▶ **TASK MATERIAL**:
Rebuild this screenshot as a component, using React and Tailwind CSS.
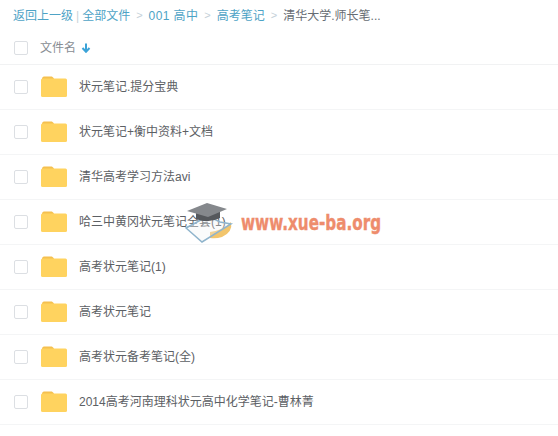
const files = [
  '状元笔记.提分宝典',
  '状元笔记+衡中资料+文档',
  '清华高考学习方法avi',
  '哈三中黄冈状元笔记全套(1)',
  '高考状元笔记(1)',
  '高考状元笔记',
  '高考状元备考笔记(全)',
  '2014高考河南理科状元高中化学笔记-曹林菁',
]

function Checkbox() {
  return <span className="block w-[14px] h-[14px] border border-[#dcdfe3] rounded-[2px] bg-white shrink-0" />
}

function Folder() {
  return (
    <svg width="26" height="21" viewBox="0 0 26 21" className="shrink-0 -mt-[1px]">
      <path d="M1 3C1 1.5 1.8 0.5 3 0.5h7c1.2 0 2 .6 2.6 1.6L13 3H1z" fill="#f5c04f" />
      <rect x="0" y="2.5" width="26" height="18.5" rx="1.5" fill="#ffd35f" />
    </svg>
  )
}

function Sep() {
  return <span className="text-[#c4d0d8] mx-[6px] text-[11px]">&gt;</span>
}

function Row({ name }) {
  return (
    <div className="h-[45px] flex items-center border-b border-[#f4f5f6] pl-[14px]">
      <Checkbox />
      <div className="ml-[13px] flex"><Folder /></div>
      <span className="ml-[12px] text-[12px] text-[#5c6064]">{name}</span>
    </div>
  )
}

export default function App() {
  return (
    <div className="relative w-[558px] h-[436px] bg-white overflow-hidden font-['Liberation_Sans','Noto_Sans_CJK_SC',sans-serif]">
      <div className="h-[31px] flex items-center pl-[13px] text-[12px] text-[#4ea3c6] whitespace-nowrap">
        <span>返回上一级</span>
        <span className="mx-[3px] text-[#c9d3d9]">|</span>
        <span>全部文件</span>
        <Sep />
        <span className="tracking-[0.4px]">001 高中</span>
        <Sep />
        <span>高考笔记</span>
        <Sep />
        <span className="text-[#666c73]">清华大学.师长笔...</span>
      </div>
      <div className="h-[34px] flex items-center border-b border-[#f1f2f3] pl-[14px]">
        <Checkbox />
        <span className="ml-[12px] text-[12px] text-[#888d93]">文件名</span>
        <svg width="10" height="10" viewBox="0 0 10 10" className="ml-[5px]">
          <path d="M5 .5v8M1.5 5L5 8.8 8.5 5" fill="none" stroke="#3ba3d8" strokeWidth="2" />
        </svg>
      </div>
      {files.map(name => <Row key={name} name={name} />)}

      {/* site watermark over the list */}
      <div className="absolute left-[184px] top-[202px] flex items-center">
        <svg width="50" height="46" viewBox="0 0 50 46">
          <path d="M26 30 Q40 28 47 20 Q49 30 38 35 Q32 37 26 36 Z" fill="#f2c56c" />
          <path d="M2 26 L24 14 L36 20 L47 22 L18 40 Z" fill="#eef1f3" fillOpacity="0.3" stroke="#8fb4cc" strokeWidth="1.5" />
          <path d="M12 10 L12 17 Q24 22 36 16 L36 10 Z" fill="#55585c" />
          <path d="M3 9 L23 1 L43 7 L24 15 Z" fill="#85888c" />
        </svg>
        <span className="ml-[7px] -mt-[2px] text-[21px] font-bold text-[#ee8c6c] scale-x-[0.725] origin-left font-['DejaVu_Sans',sans-serif] [-webkit-text-stroke:0.4px_#ee8c6c]">www.xue-ba.org</span>
      </div>
    </div>
  )
}
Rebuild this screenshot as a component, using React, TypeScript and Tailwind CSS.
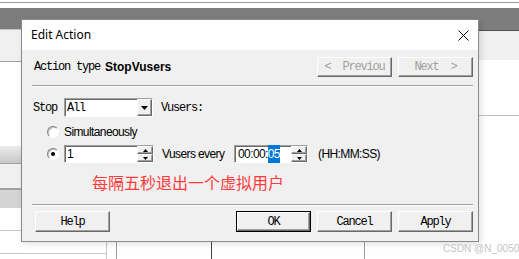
const mono = "font-['Liberation_Mono',monospace] text-[12px] tracking-[-1.2px]";
const sans = "font-['Liberation_Sans',Arial,sans-serif] text-[12px] tracking-[-0.6px]";

const raised =
  'border border-t-white border-l-white border-r-[#696969] border-b-[#696969] bg-[#f0f0f0] shadow-[inset_-1px_-1px_0_#a0a0a0]';
const sunken =
  'border border-t-[#a0a0a0] border-l-[#a0a0a0] border-r-white border-b-white shadow-[inset_1px_1px_0_#696969] bg-white';

const Button = ({
  label,
  disabled = false,
  isDefault = false,
  tall = true,
}: {
  label: string;
  disabled?: boolean;
  isDefault?: boolean;
  tall?: boolean;
}) => (
  <div className={`w-[75px] ${tall ? 'h-[21px]' : 'h-[20px]'} ${isDefault ? 'border border-black' : ''}`}>
    <div
      className={`h-full flex items-center justify-center whitespace-pre ${raised} ${mono} ${
        disabled ? 'text-[#a0a0a0]' : 'text-black'
      }`}
    >
      {label}
    </div>
  </div>
);

const Tri = ({ up = false, w = 7, h = 4 }: { up?: boolean; w?: number; h?: number }) => (
  <svg width={w} height={h} viewBox={`0 0 ${w} ${h}`}>
    <polygon points={up ? `0,${h} ${w / 2},0 ${w},${h}` : `0,0 ${w},0 ${w / 2},${h}`} fill="#000" />
  </svg>
);

const Spin = () => (
  <div className="w-[16px] h-full flex flex-col">
    <div className={`flex-1 flex items-center justify-center ${raised}`}>
      <Tri up w={5} h={3} />
    </div>
    <div className={`flex-1 flex items-center justify-center ${raised}`}>
      <Tri w={5} h={3} />
    </div>
  </div>
);

const Radio = ({ checked = false }: { checked?: boolean }) => (
  <div className="w-[17px] h-[14px] flex items-center">
    <div className="w-[12px] h-[12px] rounded-full border border-t-[#808080] border-l-[#808080] border-r-white border-b-white bg-white shadow-[inset_1px_1px_0_#c0c0c0] flex items-center justify-center">
      {checked && <div className="w-[4px] h-[4px] rounded-full bg-black" />}
    </div>
  </div>
);

export default function App() {
  return (
    <div className="relative w-[519px] h-[259px] overflow-hidden bg-white">
      {/* background windows */}
      <div className="flex flex-col w-full h-full">
        <div className="h-[2px] bg-white" />
        <div className="h-px bg-[#9a9a9a]" />
        <div className="h-[5px] bg-white" />
        <div className="h-[21px] bg-[#7d7d7d]" />
        <div className="h-[213px] flex">
          <div className="w-[21px] flex flex-col">
            <div className="h-px bg-[#c8c8c8]" />
            <div className="h-[31px] bg-[#f0f0f0]" />
            <div className="h-px bg-[#a0a0a0]" />
            <div className="h-[84px] bg-white" />
            <div className="h-[17px] bg-gradient-to-b from-[#ececec] to-[#c8c8c8]" />
            <div className="h-px bg-[#a0a0a0]" />
            <div className="h-[24px] bg-[#f0f0f0]" />
            <div className="h-[2px] bg-[#a0a0a0]" />
            <div className="h-[18px] bg-[#d4d4d4]" />
            <div className="h-[22px] bg-white" />
            <div className="h-px bg-[#c8c8c8]" />
          </div>
          <div className="flex-1" />
          <div className="w-[40px] flex flex-col">
            <div className="h-px bg-[#7d7d7d]" />
            <div className="h-px bg-[#505050]" />
            <div className="h-[29px] bg-[#f0f0f0]" />
            <div className="h-[55px] bg-white" />
            <div className="h-px bg-[#c0c0c0]" />
          </div>
        </div>
        <div className="flex-1 flex">
          <div className="w-[107px] flex flex-col border-r border-[#c8c8c8]">
            <div className="h-[11px]" />
            <div className="h-px bg-[#c8c8c8]" />
          </div>
          <div className="w-[10px] border-r border-[#a0a0a0]" />
          <div className="w-[95px] border-r border-[#404040]" />
          <div className="w-[153px] border-r border-[#a0a0a0]" />
        </div>
      </div>

      {/* dialog */}
      <div className="absolute left-[21px] top-[19px] w-[458px] h-[223px] border border-[#8a8a8a] bg-[#f0f0f0] flex flex-col shadow-[2px_2px_6px_rgba(0,0,0,0.12)]">
        <div className="h-[30px] bg-white flex items-center justify-between pl-[9px] pr-[9px]">
          <span className="font-['Noto_Sans',sans-serif] text-[12px] text-black">Edit Action</span>
          <svg width="11" height="11" viewBox="0 0 11 11">
            <path d="M0.5 0.5 L10.5 10.5 M10.5 0.5 L0.5 10.5" stroke="#000" strokeWidth="1" />
          </svg>
        </div>

        <div className="flex flex-col pt-[7px]">
          <div className="flex items-center pl-[12px] pr-[5px]">
            <span className={`${mono} text-black`}>Action type</span>
            <span className="ml-[5px] font-['Liberation_Sans',Arial,sans-serif] text-[12px] font-bold text-black">
              StopVusers
            </span>
            <div className="ml-auto flex gap-[6px]">
              <Button label="<  Previou" disabled tall={false} />
              <Button label="Next  >" disabled tall={false} />
            </div>
          </div>

          <div className="mt-[8px] ml-[10px] mr-[5px] h-[2px] border-t border-[#a0a0a0] border-b border-b-white" />

          <div className="mt-[11px] flex items-center pl-[11px] h-[19px]">
            <span className={`${mono} w-[31px] text-black`}>Stop</span>
            <div className={`w-[89px] h-full flex items-center ${sunken}`}>
              <span className={`${mono} pl-[2px] flex-1 text-black`}>All</span>
              <div className={`w-[15px] h-full flex items-center justify-center ${raised}`}>
                <Tri />
              </div>
            </div>
            <span className={`${mono} ml-[8px] text-black`}>Vusers:</span>
          </div>

          <div className="mt-[8px] h-[14px] flex items-center pl-[25px]">
            <Radio />
            <span className={`${sans} text-black`}>Simultaneously</span>
          </div>

          <div className="mt-[6px] h-[18px] flex items-center pl-[25px]">
            <Radio checked />
            <div className={`w-[90px] h-full flex items-center ${sunken}`}>
              <span className={`${sans} pl-[2px] flex-1 text-black`}>1</span>
              <Spin />
            </div>
            <span className={`${sans} ml-[8px] w-[72px] text-black`}>Vusers every</span>
            <div className={`w-[74px] h-full flex items-center ${sunken}`}>
              <span className={`${sans} pl-[3px] flex-1 text-black flex`}>
                <span>00:00:</span>
                <span className="bg-[#0078d7] text-white">05</span>
              </span>
              <Spin />
            </div>
            <span className={`${sans} ml-[10px] text-black`}>(HH:MM:SS)</span>
          </div>

          <div className="mt-[9px] h-[20px] flex items-center pl-[70px]">
            <span className="font-['Noto_Sans_CJK_SC',sans-serif] text-[16px] leading-[20px] text-[#ff3b3b]">
              每隔五秒退出一个虚拟用户
            </span>
          </div>

          <div className="mt-[12px] ml-[10px] mr-[5px] h-[2px] border-t border-[#a0a0a0] border-b border-b-white" />

          <div className="mt-[5px] flex pl-[13px] pr-[5px]">
            <Button label="Help" />
            <div className="ml-auto flex gap-[6px]">
              <Button label="OK" isDefault />
              <Button label="Cancel" />
              <Button label="Apply" />
            </div>
          </div>
        </div>
      </div>

      {/* watermark */}
      <div className="absolute left-[443px] top-[241px] font-['Liberation_Sans',Arial,sans-serif] text-[10px] text-[#c4c4c4] whitespace-nowrap">
        CSDN @N_0050
      </div>
    </div>
  );
}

▶ **THE EXERCISE**: Which lines above contain "Rebuild"? Show each of them.

▶ **ANSWER TO THIS TASK**:
Rebuild this screenshot as a component, using React and Tailwind CSS.
Rebuild this screenshot as a component, using React, TypeScript and Tailwind CSS.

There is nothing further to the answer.